Interestingly, the management at La Fenice never disclosed to the paying public or the critics what Michael Maniaci had been asked to do, and had achieved. But that achievement did not go unnoticed by some. This from Francis Muzzu of Opera Now: “Concert (performances) so far have cast the Velluti role of Armando with a mezzo-soprano, but La Fenice took the fascinating option of using Michael Maniaci, a male soprano (not countertenor) whose technique and artistry vindicated the choice triumphantly …… Maniaci has impeccable phrasing, excellent coloratura, a confident top and an effective stage presence.
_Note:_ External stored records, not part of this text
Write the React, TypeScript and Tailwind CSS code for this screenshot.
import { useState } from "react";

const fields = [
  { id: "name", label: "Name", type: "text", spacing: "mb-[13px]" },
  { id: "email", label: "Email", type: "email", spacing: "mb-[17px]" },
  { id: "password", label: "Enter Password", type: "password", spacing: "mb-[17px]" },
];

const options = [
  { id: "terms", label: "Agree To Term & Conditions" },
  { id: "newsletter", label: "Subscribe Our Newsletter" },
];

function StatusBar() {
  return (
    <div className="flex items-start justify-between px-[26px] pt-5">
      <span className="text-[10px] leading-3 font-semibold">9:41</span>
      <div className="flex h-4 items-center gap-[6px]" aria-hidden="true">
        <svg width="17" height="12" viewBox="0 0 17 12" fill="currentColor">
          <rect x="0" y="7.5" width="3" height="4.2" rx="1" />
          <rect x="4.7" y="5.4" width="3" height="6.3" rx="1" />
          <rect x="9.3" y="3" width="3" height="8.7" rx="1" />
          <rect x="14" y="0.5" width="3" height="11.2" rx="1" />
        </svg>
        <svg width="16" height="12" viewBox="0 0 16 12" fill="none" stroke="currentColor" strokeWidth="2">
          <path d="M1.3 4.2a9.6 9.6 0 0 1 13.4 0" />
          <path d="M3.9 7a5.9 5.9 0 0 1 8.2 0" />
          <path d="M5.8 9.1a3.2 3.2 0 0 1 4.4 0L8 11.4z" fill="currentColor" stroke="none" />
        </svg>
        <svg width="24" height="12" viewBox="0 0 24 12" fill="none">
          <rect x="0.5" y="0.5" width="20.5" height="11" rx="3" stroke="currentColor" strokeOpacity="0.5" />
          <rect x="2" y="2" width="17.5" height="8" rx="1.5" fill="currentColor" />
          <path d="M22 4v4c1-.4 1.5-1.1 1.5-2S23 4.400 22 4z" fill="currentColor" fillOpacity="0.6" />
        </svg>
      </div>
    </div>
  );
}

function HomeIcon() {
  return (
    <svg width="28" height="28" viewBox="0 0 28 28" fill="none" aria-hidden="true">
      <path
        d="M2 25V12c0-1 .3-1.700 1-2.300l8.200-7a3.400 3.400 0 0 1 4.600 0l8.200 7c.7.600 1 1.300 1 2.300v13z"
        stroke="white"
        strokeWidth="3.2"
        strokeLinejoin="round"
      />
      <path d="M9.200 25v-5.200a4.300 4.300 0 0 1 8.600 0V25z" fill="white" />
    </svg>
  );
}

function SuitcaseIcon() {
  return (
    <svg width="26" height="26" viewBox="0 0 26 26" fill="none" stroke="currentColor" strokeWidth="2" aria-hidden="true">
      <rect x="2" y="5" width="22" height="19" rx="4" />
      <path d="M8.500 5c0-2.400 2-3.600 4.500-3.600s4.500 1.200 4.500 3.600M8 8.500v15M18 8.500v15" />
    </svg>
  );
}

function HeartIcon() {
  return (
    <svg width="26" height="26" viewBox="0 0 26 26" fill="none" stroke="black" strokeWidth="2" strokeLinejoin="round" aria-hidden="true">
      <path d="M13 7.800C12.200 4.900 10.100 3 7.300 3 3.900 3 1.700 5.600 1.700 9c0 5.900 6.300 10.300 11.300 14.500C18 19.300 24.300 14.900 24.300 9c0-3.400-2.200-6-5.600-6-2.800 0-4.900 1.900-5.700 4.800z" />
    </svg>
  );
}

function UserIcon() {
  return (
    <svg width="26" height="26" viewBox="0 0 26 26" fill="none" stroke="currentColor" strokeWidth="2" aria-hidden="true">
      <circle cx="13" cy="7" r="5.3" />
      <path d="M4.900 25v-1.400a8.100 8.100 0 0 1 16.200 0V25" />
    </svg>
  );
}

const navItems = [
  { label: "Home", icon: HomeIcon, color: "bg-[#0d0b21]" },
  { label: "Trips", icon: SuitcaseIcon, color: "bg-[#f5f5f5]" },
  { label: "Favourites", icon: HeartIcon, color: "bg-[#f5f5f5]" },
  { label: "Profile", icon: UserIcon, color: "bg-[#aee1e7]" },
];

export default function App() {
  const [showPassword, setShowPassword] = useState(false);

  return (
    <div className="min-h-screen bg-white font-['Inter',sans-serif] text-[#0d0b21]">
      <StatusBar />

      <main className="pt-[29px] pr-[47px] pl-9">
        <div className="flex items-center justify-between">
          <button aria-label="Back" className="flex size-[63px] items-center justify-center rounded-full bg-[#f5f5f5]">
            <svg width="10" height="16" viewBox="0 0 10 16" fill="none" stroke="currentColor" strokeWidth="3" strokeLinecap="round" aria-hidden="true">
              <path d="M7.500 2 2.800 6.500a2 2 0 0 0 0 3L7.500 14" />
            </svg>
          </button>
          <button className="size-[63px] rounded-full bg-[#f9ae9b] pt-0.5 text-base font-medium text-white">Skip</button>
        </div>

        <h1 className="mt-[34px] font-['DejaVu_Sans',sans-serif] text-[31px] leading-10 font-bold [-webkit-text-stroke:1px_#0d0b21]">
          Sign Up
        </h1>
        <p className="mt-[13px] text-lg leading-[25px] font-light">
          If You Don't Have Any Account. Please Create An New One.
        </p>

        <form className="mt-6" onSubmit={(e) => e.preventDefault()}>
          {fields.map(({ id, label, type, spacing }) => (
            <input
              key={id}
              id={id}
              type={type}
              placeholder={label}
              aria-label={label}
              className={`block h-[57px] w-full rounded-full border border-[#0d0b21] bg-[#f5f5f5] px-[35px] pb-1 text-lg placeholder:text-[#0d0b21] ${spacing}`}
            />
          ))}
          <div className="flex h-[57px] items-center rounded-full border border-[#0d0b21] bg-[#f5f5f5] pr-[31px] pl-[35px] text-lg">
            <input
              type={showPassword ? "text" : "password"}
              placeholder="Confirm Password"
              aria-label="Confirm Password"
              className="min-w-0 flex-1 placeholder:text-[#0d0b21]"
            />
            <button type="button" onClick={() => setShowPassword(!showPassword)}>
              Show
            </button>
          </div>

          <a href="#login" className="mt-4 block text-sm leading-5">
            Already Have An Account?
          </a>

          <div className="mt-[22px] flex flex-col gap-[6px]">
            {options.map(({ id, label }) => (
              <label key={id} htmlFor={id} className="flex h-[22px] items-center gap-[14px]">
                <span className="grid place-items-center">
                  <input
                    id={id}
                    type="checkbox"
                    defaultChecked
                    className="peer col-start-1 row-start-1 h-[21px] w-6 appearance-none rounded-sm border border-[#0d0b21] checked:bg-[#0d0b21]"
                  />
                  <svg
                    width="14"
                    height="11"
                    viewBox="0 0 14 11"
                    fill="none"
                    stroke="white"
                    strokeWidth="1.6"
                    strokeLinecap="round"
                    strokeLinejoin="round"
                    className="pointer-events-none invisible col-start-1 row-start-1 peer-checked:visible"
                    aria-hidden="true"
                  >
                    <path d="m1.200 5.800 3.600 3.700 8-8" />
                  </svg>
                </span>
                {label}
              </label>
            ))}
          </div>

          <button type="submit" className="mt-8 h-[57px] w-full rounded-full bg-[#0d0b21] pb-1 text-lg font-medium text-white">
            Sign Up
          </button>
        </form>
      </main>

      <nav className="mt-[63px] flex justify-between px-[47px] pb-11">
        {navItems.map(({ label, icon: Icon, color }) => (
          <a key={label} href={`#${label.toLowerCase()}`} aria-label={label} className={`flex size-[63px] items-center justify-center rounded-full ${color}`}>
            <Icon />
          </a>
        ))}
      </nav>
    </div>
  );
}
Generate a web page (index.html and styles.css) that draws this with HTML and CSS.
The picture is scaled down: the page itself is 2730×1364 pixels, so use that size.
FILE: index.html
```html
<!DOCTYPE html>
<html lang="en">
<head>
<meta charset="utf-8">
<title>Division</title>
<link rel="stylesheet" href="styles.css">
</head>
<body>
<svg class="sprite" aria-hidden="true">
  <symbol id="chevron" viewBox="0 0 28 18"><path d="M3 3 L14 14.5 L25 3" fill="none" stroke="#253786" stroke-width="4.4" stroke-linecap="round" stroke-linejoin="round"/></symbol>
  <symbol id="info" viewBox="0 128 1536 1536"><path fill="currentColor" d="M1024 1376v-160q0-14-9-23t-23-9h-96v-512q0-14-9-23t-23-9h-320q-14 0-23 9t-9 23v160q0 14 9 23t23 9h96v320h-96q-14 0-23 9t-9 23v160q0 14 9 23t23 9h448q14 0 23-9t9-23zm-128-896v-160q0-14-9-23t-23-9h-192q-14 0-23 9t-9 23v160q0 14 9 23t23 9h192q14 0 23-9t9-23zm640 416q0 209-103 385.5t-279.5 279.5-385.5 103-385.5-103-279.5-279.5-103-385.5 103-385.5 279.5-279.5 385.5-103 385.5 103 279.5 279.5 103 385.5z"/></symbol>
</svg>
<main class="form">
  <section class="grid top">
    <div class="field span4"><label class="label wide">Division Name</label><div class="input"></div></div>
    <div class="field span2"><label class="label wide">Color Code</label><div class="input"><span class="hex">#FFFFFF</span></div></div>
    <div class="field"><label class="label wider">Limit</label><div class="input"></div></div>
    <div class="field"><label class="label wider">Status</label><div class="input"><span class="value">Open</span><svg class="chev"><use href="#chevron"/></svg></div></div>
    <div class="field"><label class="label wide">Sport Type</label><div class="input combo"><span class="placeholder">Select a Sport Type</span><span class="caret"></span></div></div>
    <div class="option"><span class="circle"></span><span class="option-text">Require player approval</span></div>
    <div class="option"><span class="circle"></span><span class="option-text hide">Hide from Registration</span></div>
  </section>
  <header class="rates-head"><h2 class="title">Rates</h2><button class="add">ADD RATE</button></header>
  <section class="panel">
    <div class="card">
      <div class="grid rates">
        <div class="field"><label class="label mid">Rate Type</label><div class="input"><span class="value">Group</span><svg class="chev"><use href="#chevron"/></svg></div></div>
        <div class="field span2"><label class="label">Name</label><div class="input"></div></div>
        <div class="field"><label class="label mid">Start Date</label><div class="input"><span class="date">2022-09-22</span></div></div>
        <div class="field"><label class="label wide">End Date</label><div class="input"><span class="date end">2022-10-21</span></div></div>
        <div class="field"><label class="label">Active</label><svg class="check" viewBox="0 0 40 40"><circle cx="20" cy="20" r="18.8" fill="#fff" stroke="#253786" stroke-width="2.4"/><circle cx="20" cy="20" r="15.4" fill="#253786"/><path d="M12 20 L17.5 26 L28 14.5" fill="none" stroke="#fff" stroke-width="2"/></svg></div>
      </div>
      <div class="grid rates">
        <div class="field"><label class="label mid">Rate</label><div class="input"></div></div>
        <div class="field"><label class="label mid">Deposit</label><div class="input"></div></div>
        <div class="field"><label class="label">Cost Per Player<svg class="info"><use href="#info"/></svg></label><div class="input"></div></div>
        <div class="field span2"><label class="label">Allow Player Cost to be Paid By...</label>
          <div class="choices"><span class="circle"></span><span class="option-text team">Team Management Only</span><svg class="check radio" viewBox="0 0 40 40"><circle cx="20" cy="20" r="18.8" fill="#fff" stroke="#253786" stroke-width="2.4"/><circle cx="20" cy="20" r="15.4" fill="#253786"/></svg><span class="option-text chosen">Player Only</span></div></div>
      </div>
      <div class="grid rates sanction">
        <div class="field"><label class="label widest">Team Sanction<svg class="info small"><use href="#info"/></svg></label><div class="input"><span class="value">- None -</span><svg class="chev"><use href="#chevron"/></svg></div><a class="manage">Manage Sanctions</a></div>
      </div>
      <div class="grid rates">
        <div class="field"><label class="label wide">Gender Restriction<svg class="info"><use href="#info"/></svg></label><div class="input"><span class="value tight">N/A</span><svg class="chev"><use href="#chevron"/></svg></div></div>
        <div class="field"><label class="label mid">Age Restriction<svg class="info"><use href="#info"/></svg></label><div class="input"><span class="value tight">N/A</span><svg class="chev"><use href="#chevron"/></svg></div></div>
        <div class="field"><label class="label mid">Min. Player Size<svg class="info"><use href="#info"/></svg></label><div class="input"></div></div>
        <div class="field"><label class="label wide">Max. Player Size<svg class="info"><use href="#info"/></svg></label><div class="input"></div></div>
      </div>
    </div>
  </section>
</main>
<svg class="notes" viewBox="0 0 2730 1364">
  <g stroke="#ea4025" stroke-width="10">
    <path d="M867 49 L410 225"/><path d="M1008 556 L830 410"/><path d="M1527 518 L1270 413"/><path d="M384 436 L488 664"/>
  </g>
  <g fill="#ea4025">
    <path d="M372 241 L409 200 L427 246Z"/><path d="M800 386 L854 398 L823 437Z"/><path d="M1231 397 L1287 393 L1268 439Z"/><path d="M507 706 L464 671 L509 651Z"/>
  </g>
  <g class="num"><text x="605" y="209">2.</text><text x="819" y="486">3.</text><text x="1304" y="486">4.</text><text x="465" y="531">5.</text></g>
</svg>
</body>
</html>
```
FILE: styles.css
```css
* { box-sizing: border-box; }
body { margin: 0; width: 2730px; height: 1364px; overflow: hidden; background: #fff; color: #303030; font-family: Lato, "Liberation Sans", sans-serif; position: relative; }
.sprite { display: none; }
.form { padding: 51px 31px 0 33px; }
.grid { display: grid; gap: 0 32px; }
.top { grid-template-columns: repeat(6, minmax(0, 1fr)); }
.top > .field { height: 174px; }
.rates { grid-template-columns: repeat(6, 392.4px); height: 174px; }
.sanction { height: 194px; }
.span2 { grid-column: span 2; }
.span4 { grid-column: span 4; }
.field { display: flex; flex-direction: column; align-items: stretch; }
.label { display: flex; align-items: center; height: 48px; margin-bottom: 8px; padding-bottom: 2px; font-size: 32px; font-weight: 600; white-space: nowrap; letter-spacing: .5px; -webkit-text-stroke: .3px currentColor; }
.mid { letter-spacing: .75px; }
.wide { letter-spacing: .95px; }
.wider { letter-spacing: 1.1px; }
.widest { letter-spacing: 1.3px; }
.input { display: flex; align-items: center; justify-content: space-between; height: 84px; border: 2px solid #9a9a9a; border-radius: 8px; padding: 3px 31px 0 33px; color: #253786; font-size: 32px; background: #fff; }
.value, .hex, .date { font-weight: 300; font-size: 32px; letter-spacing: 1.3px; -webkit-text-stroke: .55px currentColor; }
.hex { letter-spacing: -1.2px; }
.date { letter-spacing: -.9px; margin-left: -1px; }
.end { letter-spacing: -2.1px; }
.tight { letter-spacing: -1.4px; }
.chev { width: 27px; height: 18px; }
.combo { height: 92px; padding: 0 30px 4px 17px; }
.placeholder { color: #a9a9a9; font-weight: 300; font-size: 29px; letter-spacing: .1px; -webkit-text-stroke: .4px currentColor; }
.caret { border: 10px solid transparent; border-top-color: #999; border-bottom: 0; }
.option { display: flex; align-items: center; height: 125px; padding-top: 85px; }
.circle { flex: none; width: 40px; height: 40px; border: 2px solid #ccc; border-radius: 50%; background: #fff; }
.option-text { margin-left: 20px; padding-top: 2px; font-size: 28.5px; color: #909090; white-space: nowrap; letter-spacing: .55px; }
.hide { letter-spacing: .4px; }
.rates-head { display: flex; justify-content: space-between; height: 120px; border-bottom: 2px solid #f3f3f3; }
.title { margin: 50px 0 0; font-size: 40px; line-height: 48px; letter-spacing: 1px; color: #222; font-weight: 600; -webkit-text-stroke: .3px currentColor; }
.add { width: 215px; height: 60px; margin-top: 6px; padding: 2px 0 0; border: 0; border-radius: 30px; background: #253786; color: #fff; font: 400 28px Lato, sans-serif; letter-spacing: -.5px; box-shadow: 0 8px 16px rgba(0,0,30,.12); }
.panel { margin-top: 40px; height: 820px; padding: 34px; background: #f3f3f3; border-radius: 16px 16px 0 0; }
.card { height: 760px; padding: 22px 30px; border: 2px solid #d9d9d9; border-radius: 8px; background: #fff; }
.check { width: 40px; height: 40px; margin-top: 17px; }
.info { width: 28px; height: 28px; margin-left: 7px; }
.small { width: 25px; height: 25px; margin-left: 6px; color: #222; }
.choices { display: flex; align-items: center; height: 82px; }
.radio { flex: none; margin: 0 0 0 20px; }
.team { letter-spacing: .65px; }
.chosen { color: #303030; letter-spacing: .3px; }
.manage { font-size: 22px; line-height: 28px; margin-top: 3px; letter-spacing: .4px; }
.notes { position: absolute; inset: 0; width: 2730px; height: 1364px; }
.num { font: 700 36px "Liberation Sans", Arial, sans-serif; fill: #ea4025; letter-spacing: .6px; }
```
Matching him was Patrizia Ciofi’s Palmide whose soprano grows in strength without any loss of flexibility or sweetness - their Act One duet …… was exquisite.”

I asked Michael Maniaci what, looking back, his final thoughts were. “It was the greatest musical, intellectual and dramatic challenge I have ever faced. Was it the strongest singing that I have ever done? Perhaps not. But have I ever been prouder of any accomplishment? Absolutely not.”

(Michael Maniaci can be seen next in the title role of Berlioz’s arrangement of Gluck’s “Orphée” at Glimmerglass Opera, USA July/August 2007.
Opera North, (UK stage debut) as Atis in Kaiser’s “Croesus” directed by Tim Albury, conducted by Harry Bicket, performances through October/November 2007.)